The key to addressing this gap between compliance and development is to identify applicable controls, translating them to appropriate software measures and identifying inflection points within the software lifecycle where these controls can be automated and measured to improve the quality of risk mitigation and therefore compliance.


Pillar 5: Automation

Some of the issues preventing software development practices from taking an idea to secure deployment quickly (with minimal cost) are manual and haphazard coding, testing, deployment and patching practices. Without automated quality checks, manual coding can easily result in poor performing and insecure software that needs rework.

Automated security practices are the core of process efficiency because they can reduce manual processes, increasing efficiency and reducing rework. Software quality can be enhanced by improving the thoroughness, timeliness and frequency of testing/feedback. Processes that can be automated should be automated, and those that can’t should be automated as much as possible or be considered for elimination. Automated security checks may create new issues, such as build delays or failures, though these typically can be addressed by workflow improvements or semi-automated approaches.

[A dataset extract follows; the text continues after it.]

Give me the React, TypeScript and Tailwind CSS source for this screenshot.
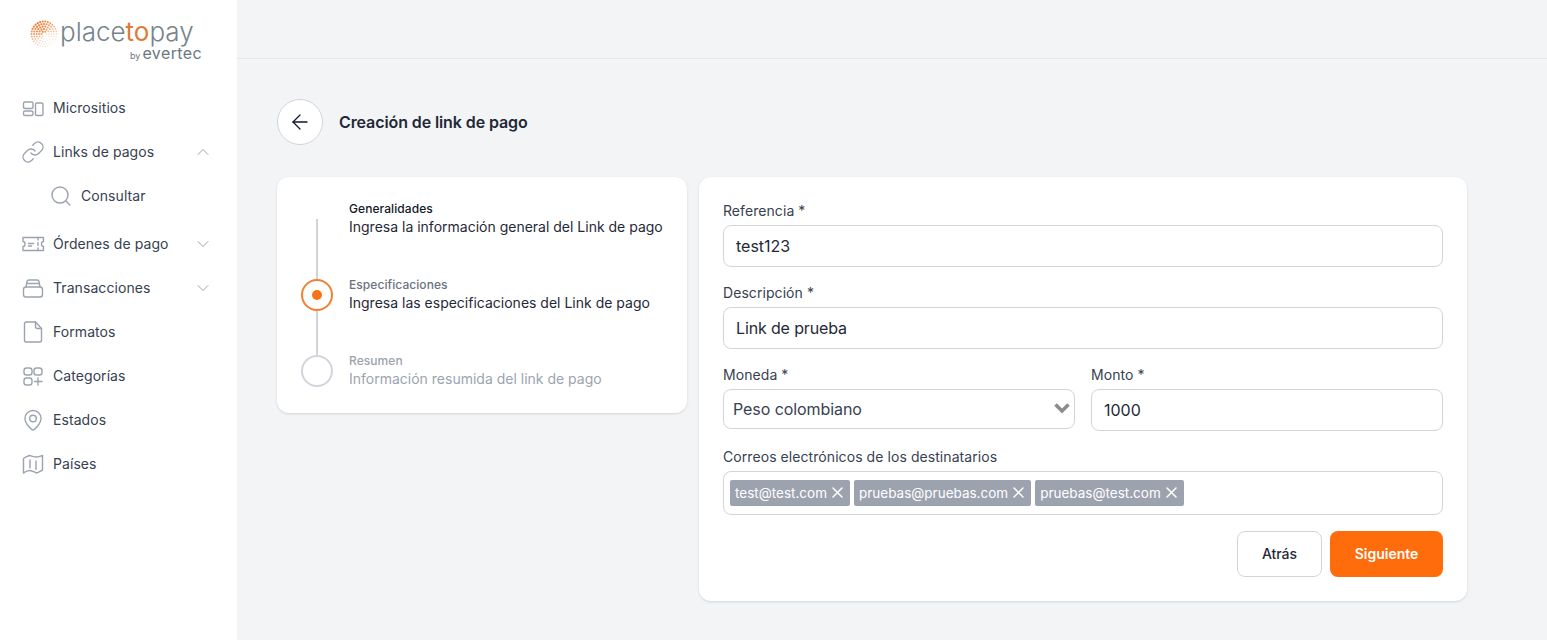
import { ArrowLeft, ChevronDown, ChevronUp, Link, Search } from "lucide-react";
import type { ReactNode } from "react";

const sw = 1.4;

function Svg({ children }: { children: ReactNode }) {
  return (
    <svg width="24" height="24" viewBox="0 0 24 24" fill="none" stroke="#9ca3af" strokeWidth={sw} strokeLinecap="round" strokeLinejoin="round" className="shrink-0">
      {children}
    </svg>
  );
}

const icons: Record<string, ReactNode> = {
  micro: (
    <Svg>
      <rect x="2.500" y="6" width="9.500" height="6.500" rx="1.500" />
      <rect x="2.500" y="15" width="9.500" height="4.500" rx="1.500" />
      <rect x="14.500" y="7" width="7.500" height="12.500" rx="1.500" />
    </Svg>
  ),
  link: <Link size={24} color="#9ca3af" strokeWidth={sw} className="shrink-0" />,
  search: <Search size={24} color="#9ca3af" strokeWidth={sw} className="shrink-0" />,
  ticket: (
    <Svg>
      <path d="M2 5.500h20.500v4c-1.500 0-2 1.200-2 2.500s.5 2.500 2 2.500v4H2v-4c1.500 0 2-1.200 2-2.500s-.5-2.500-2-2.500z" />
      <path d="M7.500 11.500h5M7.500 14h3M17 5.500v2.500M17 10.500v3M17 16v2.500" />
    </Svg>
  ),
  tx: (
    <Svg>
      <rect x="2.500" y="11" width="19" height="10" rx="2.500" />
      <path d="M5 11l1-5.500C6.200 4.500 7 4 8 4h8c1 0 1.800.5 2 1.500l1 5.500" />
      <path d="M5.700 7.500h12.600" />
    </Svg>
  ),
  file: (
    <Svg>
      <path d="M5 2h9.500l6 6.500v12c0 .8-.7 1.500-1.500 1.500H5c-.8 0-1.500-.7-1.500-1.500v-17C3.500 2.700 4.200 2 5 2z" />
      <path d="M14.500 2v4.500c0 1.100.9 2 2 2h4" />
    </Svg>
  ),
  cat: (
    <Svg>
      <rect x="3" y="4" width="8" height="7" rx="2.500" />
      <rect x="13" y="4" width="8" height="7" rx="2.500" />
      <rect x="3" y="14" width="8" height="7" rx="2.500" />
      <path d="M17 14v7M13.500 17.500h7.500" />
    </Svg>
  ),
  pin: (
    <Svg>
      <path d="M12 22c-1 0-8-6-8-11.500a8 8 0 0 1 16 0C20 16 13 22 12 22z" />
      <circle cx="12" cy="10.500" r="3.300" />
    </Svg>
  ),
  map: (
    <Svg>
      <path d="M2.500 6.500C4.500 5 6.500 4 8.500 3.500c2.300.5 4.700 1.500 7 1.500 2 0 4-1 6-1.500v14.500c-2 1-4 2.500-6 3-2.300-1-4.700-2.500-7-2.500-2 0-4 1-6 2.500z" />
      <path d="M9 8v8M15 9v8.500" />
    </Svg>
  ),
};

type Item = { icon: string; label: string; chevron?: "up" | "down"; sub?: boolean };

const items: Item[] = [
  { icon: "micro", label: "Micrositios" },
  { icon: "link", label: "Links de pagos", chevron: "up" },
  { icon: "search", label: "Consultar", sub: true },
  { icon: "ticket", label: "Órdenes de pago", chevron: "down" },
  { icon: "tx", label: "Transacciones", chevron: "down" },
  { icon: "file", label: "Formatos" },
  { icon: "cat", label: "Categorías" },
  { icon: "pin", label: "Estados" },
  { icon: "map", label: "Países" },
];

function LogoDots() {
  const dots: ReactNode[] = [];
  const cx = 14;
  const cy = 14;
  for (let ring = 1; ring < 6; ring++) {
    const n = ring * 6;
    for (let i = 0; i < n; i++) {
      const a = (i / n) * Math.PI * 2;
      const x = cx + Math.cos(a) * ring * 2.5;
      const y = cy + Math.sin(a) * ring * 2.5;
      const fade = Math.max(0, Math.sin(a + 0.5) * 0.5 + 0.5);
      const op = 1 - fade * 0.8;
      dots.push(<circle key={ring + "-" + i} cx={x} cy={y} r={1.1 - fade * 0.5} fill="#e8803c" opacity={op} />);
    }
  }
  return (
    <svg width="28" height="28" viewBox="0 0 28 28" className="mt-[3px] shrink-0">
      {dots}
    </svg>
  );
}

function Field({ label, value, className, inputClass }: { label: string; value: string; className?: string; inputClass?: string }) {
  return (
    <label className={"flex flex-col " + (className ?? "")}>
      <span className="mb-[4px] h-[20px] text-sm leading-[20px] tracking-[0.07px] text-[#374151]">{label}</span>
      <input
        readOnly
        value={value}
        className={"h-[42px] w-full rounded-lg border border-[#d1d5db] bg-white px-3 text-base text-[#1f2937] outline-none " + (inputClass ?? "")}
      />
    </label>
  );
}

function Tag({ text }: { text: string }) {
  return (
    <span className="flex h-[26px] items-center gap-[5px] rounded-[2px] bg-[#9ca3af] pl-[5px] pr-[7px] text-[13.5px] text-white">
      {text}
      <svg width="11" height="11" viewBox="0 0 11 11" fill="none" stroke="#ffffff" strokeWidth="1.5" strokeLinecap="round" className="-mt-[1px] shrink-0">
        <path d="M1 1l9 9M10 1l-9 9" />
      </svg>
    </span>
  );
}

export default function App() {
  return (
    <div className="flex min-h-[640px] bg-[#f3f4f6] font-['Inter',sans-serif]">
      <aside className="w-[237px] shrink-0 bg-white">
        <div className="flex h-[86px] flex-col items-start pl-[30px] pt-[17px]">
          <div className="flex h-[30px] items-center">
            <LogoDots />
            <span className="ml-[2px] text-[26px] font-light leading-[30px] text-[#77838b]">
              place<span className="font-normal text-[#e07b36]">to</span>pay
            </span>
          </div>
          <div className="-mt-[1px] ml-[100px] flex items-baseline gap-[2px] leading-[14px] text-[#6b7780]">
            <span className="text-[9px]">by</span>
            <span className="text-[16px] tracking-[0.4px]">evertec</span>
          </div>
        </div>
        <nav className="flex flex-col">
          {items.map((it) => (
            <div
              key={it.label}
              className={
                "flex h-[44px] items-center gap-[8px] pr-[24px] text-sm tracking-[0.07px] text-[#374151] " +
                (it.sub ? "mb-[4px] pl-[49px]" : "pl-[21px]")
              }
            >
              <span className="flex">{icons[it.icon]}</span>
              <span className="flex-1">{it.label}</span>
              {it.chevron === "up" && <ChevronUp size={20} strokeWidth={1.2} color="#9ca3af" />}
              {it.chevron === "down" && <ChevronDown size={20} strokeWidth={1.2} color="#9ca3af" />}
            </div>
          ))}
        </nav>
      </aside>

      <main className="flex min-w-0 flex-1 flex-col">
        <div className="h-[59px] border-b border-[#e5e7eb]" />
        <div className="pl-[40px] pr-[80px] pt-[40px]">
          <div className="flex items-center gap-4">
            <button className="flex h-[46px] w-[46px] items-center justify-center rounded-full border border-[#d1d5db] bg-white">
              <ArrowLeft size={24} strokeWidth={1.3} color="#111827" />
            </button>
            <h1 className="text-base font-semibold tracking-[-0.1px] text-[#1f2937]">Creación de link de pago</h1>
          </div>

          <div className="mt-[32px] flex items-start gap-[12px]">
            <section className="flex h-[236px] w-[410px] shrink-0 gap-4 rounded-xl bg-white p-6 shadow-sm">
              <div className="flex w-8 shrink-0 flex-col items-center pt-[18px]">
                <div className="h-[60px] w-[2px] bg-[#d1d5db]" />
                <div className="flex h-8 w-8 items-center justify-center rounded-full border-2 border-[#f08133]">
                  <div className="h-[10px] w-[10px] rounded-full bg-[#f97316]" />
                </div>
                <div className="h-[44px] w-[2px] bg-[#d1d5db]" />
                <div className="h-8 w-8 rounded-full border-2 border-[#d1d5db]" />
              </div>
              <div className="flex flex-col gap-[40px] whitespace-nowrap">
                <div>
                  <div className="text-xs font-medium leading-4 tracking-[0.07px] text-[#111827]">Generalidades</div>
                  <div className="text-sm leading-5 text-[#1f2937]">Ingresa la información general del Link de pago</div>
                </div>
                <div>
                  <div className="text-xs font-medium leading-4 tracking-[0.07px] text-[#6b7280]">Especificaciones</div>
                  <div className="text-sm leading-5 text-[#1f2937]">Ingresa las especificaciones del Link de pago</div>
                </div>
                <div>
                  <div className="text-xs font-medium leading-4 tracking-[0.07px] text-[#9ca3af]">Resumen</div>
                  <div className="text-sm leading-5 text-[#9ca3af]">Información resumida del link de pago</div>
                </div>
              </div>
            </section>

            <section className="flex min-w-0 flex-1 flex-col rounded-xl bg-white p-6 shadow-sm">
              <div className="flex flex-col gap-[16px]">
                <Field label="Referencia *" value="test123" />
                <Field label="Descripción *" value="Link de prueba" inputClass="tracking-[-0.14px]" />
                <div className="flex gap-4">
                  <label className="flex flex-1 flex-col">
                    <span className="mb-[4px] h-[20px] text-sm leading-[20px] tracking-[0.07px] text-[#374151]">Moneda *</span>
                    <span className="relative block">
                      <select className="h-[40px] w-full appearance-none rounded-lg border border-[#d1d5db] bg-white pl-[9px] pr-8 text-base tracking-[-0.07px] text-[#374151] outline-none">
                        <option>Peso colombiano</option>
                      </select>
                      <svg width="18" height="12" viewBox="0 0 18 12" fill="none" stroke="#8c8c8c" strokeWidth="3.500" className="pointer-events-none absolute right-[4px] top-[13px]">
                        <path d="M2.500 2.500 9 9l6.500-6.500" />
                      </svg>
                    </span>
                  </label>
                  <Field label="Monto *" value="1000" className="flex-1" />
                </div>
                <div className="flex flex-col">
                  <span className="mb-[4px] h-[20px] text-sm leading-[20px] tracking-[0.07px] text-[#374151]">Correos electrónicos de los destinatarios</span>
                  <div className="flex h-[44px] items-center gap-[4px] rounded-lg border border-[#d1d5db] bg-white px-[6px]">
                    <Tag text="test@test.com" />
                    <Tag text="pruebas@pruebas.com" />
                    <Tag text="pruebas@test.com" />
                  </div>
                </div>
              </div>
              <div className="mt-[16px] flex justify-end gap-2">
                <button className="h-[46px] w-[85px] rounded-lg border border-[#d1d5db] bg-white text-sm font-medium text-[#1f2937]">Atrás</button>
                <button className="h-[46px] w-[113px] rounded-lg bg-[#ff6c0c] text-sm font-semibold text-white">Siguiente</button>
              </div>
            </section>
          </div>
        </div>
      </main>
    </div>
  );
}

Pillar 6: Measure, Monitor, Report and Action

The saying “you can’t manage what you can’t measure” has never been more true than in the implementation and maintenance of DevSecOps. Typical DevSecOps initiatives can take anywhere from months to years to implement depending on scope and complexity. Without actionable metrics, progress cannot be measured and failures cannot be detected in a timely manner.

Some of the most critical metrics to monitor in a DevSecOps environment are deployment frequency, vulnerability patch time, percentage code automatically tested, and automated tests per application. The results during software development as well as post-delivery must be measured, monitored, reported and acted upon by the right people at the right time (continuously) for DevSecOps to succeed.